You should now be able to invoke Firefox from a MythTV menu and use your mouse to surf the web and stream videos tear-free. :-)

MythTV menu with Firefox entry

TIP:   [Mythbuntu 12.04 only] Preventing Mythwelcome Timeout and Automatic Shutdown

If like me you have Mythwelcome configured to automatically power up your PVR for recordings and to automatically shutdown when not in use, then we need to perform one more step before starting Firefox.

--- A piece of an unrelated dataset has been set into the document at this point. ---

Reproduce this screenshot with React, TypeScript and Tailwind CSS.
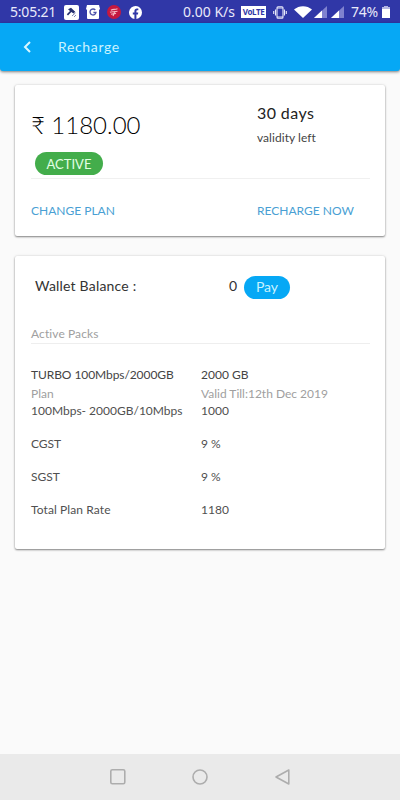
import { ReactNode } from "react";

const packs = [
  { name: "TURBO 100Mbps/2000GB", value: "2000 GB", nameClass: "tracking-[-0.08px]", row: "h-[19px] text-[#444]" },
  { name: "Plan", value: "Valid Till:12th Dec 2019", nameClass: "", row: "h-[17px] text-[#a0a0a0]" },
  { name: "100Mbps- 2000GB/10Mbps", value: "1000", nameClass: "", row: "h-[33px] text-[#505050]" },
  { name: "CGST", value: "9 %", nameClass: "", row: "h-[33px] text-[#505050]" },
  { name: "SGST", value: "9 %", nameClass: "", row: "h-[33px] text-[#505050]" },
  { name: "Total Plan Rate", value: "1180", nameClass: "tracking-[0.1px]", row: "h-[33px] text-[#505050]" },
];

function Card({ className, children }: { className: string; children: ReactNode }) {
  return (
    <section className={`mx-[15px] rounded-[2px] bg-white pl-4 pr-[15px] shadow-[0_1px_2px_rgba(0,0,0,0.45),0_0_3px_rgba(0,0,0,0.12)] ${className}`}>
      {children}
    </section>
  );
}

function Signal() {
  return (
    <svg width="13" height="12" viewBox="0 0 13 12">
      <path d="M0 12 13 0v12z" fill="#7f82cf" />
      <path d="M0 12 8 4.6V12z" fill="#fff" />
    </svg>
  );
}

function StatusBar() {
  return (
    <header className="flex h-[23px] items-center bg-[#3037a7] pt-px font-['Noto_Sans'] text-[14px] text-[#e8e9fa]">
      <span className="ml-[10px] w-[54px] tracking-[-0.2px]">5:05:21</span>
      <svg width="15" height="15" viewBox="0 0 15 15">
        <rect width="15" height="15" rx="2" fill="#fff" />
        <path d="M4 4.2 7 2.8l4.2 4-1.6 1.7L7.3 7 4 10.5 2.8 9.2 6 6z" fill="#26306f" />
        <path d="m8 11 3.5-3.2M10 12l2-2" stroke="#8187b7" strokeWidth="1" />
      </svg>
      <svg className="ml-[7px]" width="14" height="14" viewBox="0 0 14 14">
        <path d="M1 0h12l1 4-1 1v8a1 1 0 0 1-1 1H2a1 1 0 0 1-1-1V5L0 4z" fill="#fff" />
        <path d="M9.300 5A3 3 0 1 0 10 7.500H7.400" fill="none" stroke="#4b50a9" strokeWidth="1.3" />
      </svg>
      <svg className="ml-[7px]" width="14" height="14" viewBox="0 0 14 14">
        <circle cx="7" cy="7" r="7" fill="#c5183f" />
        <path d="M4 5.2c2-1.5 3.5-.2 6.5-1.4M3 7.3c2.5-1.3 4 .1 7.5-1M4 9.3c1.8-1 3 0 5-1M6 11l2-5" fill="none" stroke="#f3b6c0" strokeWidth="1.1" />
      </svg>
      <svg className="ml-2" width="13" height="13" viewBox="0 0 24 24">
        <path d="M24 12a12 12 0 1 0-14 11.900v-8.400H7V12h3V9.400C10 6.400 11.800 4.700 14.500 4.700c1.300 0 2.700.2 2.700.2v3h-1.500c-1.500 0-2 .9-2 1.900V12h3.400l-.6 3.500h-2.800v8.400A12 12 0 0 0 24 12z" fill="#fff" />
      </svg>
      <span className="ml-[41px] w-[58px] whitespace-nowrap">0.00 K/s</span>
      <span className="flex h-[12px] w-[25px] items-center justify-center bg-white text-[8px] font-bold tracking-[-0.4px] text-[#3037a7]">VoLTE</span>
      <svg className="ml-[7px]" width="14" height="13" viewBox="0 0 14 13" fill="none" stroke="#e8e9fa" strokeWidth="1.1">
        <rect x="4" y=".7" width="6" height="11.600" rx="1" />
        <path d="M4 2h6M4 11h6M2.500 3.500v6M.7 5v3M11.500 3.500v6M13.300 5v3" />
      </svg>
      <svg className="ml-[7px]" width="18" height="12" viewBox="0 0 18 12">
        <path d="M0 3.500C5-1 13-1 18 3.500L9 12z" fill="#fff" />
      </svg>
      <span className="ml-[2px] flex gap-1"><Signal /><Signal /></span>
      <span className="ml-[7px] w-[31px] tracking-[-0.3px]">74%</span>
      <svg width="8" height="12" viewBox="0 0 8 12">
        <path d="M2 0h4v1h2v3H0V1h2z" fill="#b4b6e3" />
        <path d="M0 3h8v9H0z" fill="#fff" />
      </svg>
    </header>
  );
}

export default function App() {
  return (
    <div className="flex h-[800px] w-[400px] flex-col overflow-hidden bg-[#fafafa] font-['Lato','Noto_Sans',sans-serif] text-[12px] leading-4 text-[#333]">
      <StatusBar />
      <nav className="flex h-[48px] items-center rounded-b-[3px] bg-[#06a8f5] text-[#c9f3ff] shadow-[0_1px_3px_rgba(0,0,0,0.5)]">
        <svg className="ml-[23px]" width="8" height="12" viewBox="0 0 8 12" fill="none" stroke="#d9f7ff" strokeWidth="2">
          <path d="M7 1 2 6l5 5" />
        </svg>
        <h1 className="ml-[27px] text-[14px] tracking-[0.65px]">Recharge</h1>
      </nav>

      <Card className="mt-[14px] h-[151px]">
        <div className="flex h-[94px] border-b border-[#f0f0f0]">
          <div className="w-[226px] pt-[25px]">
            <p className="h-[30px] whitespace-nowrap text-[24px] font-light leading-[30px] text-black">₹ 1180.00</p>
            <span className="ml-1 mt-3 flex h-[23px] w-[68px] items-center justify-center rounded-full bg-[#43ad4b] text-[13px] text-[#e2ffe4]">ACTIVE</span>
          </div>
          <div className="pt-[18px]">
            <p className="text-[16px] leading-5 tracking-[0.4px] text-[#222]">30 days</p>
            <p className="mt-[7px] text-[12px] tracking-[0.05px] text-[#444]">validity left</p>
          </div>
        </div>
        <div className="flex pt-6 text-[#4a9fd4]">
          <button className="w-[226px] text-left">CHANGE PLAN</button>
          <button>RECHARGE NOW</button>
        </div>
      </Card>

      <Card className="mt-[20px] h-[293px]">
        <div className="flex h-[62px] items-center">
          <span className="relative -top-px ml-1 w-[194px] text-[14px] tracking-[0.2px]">Wallet Balance :</span>
          <span className="relative -top-px w-[15px] text-[14px]">0</span>
          <button className="h-[23px] w-[46px] rounded-full bg-[#06a8f5] text-[14px] text-[#c9f3ff]">Pay</button>
        </div>
        <h2 className="h-[26px] border-b border-[#eee] pt-[8px] text-[12px] tracking-[0.1px] text-[#a0a0a0]">Active Packs</h2>
        <div className="pt-[23px]">
          {packs.map((p) => (
            <div key={p.name} className={`flex whitespace-nowrap ${p.row}`}>
              <span className={`w-[170px] ${p.nameClass}`}>{p.name}</span>
              <span>{p.value}</span>
            </div>
          ))}
        </div>
      </Card>

      <footer className="mt-auto flex h-[46px] items-center bg-[#eaeaea]">
        <svg className="ml-[110px]" width="180" height="16" viewBox="0 0 180 16" fill="none" stroke="#adadad" strokeWidth="1.600">
          <rect x=".8" y=".8" width="14" height="14" rx="1.500" />
          <circle cx="90" cy="8" r="7" />
          <path d="m166 8 12.800-7v14z" strokeLinejoin="round" />
        </svg>
      </footer>
    </div>
  );
}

To prevent automatic shutdown we need to establish a connection to the MythTV backend database. We can do this by first navigating to Media Library and then Watch Recordings to display a list of our recordings. If the list does not display, then try again until the list is properly displayed. After that we can go back and start Firefox and not need to worry about automatic shutdown.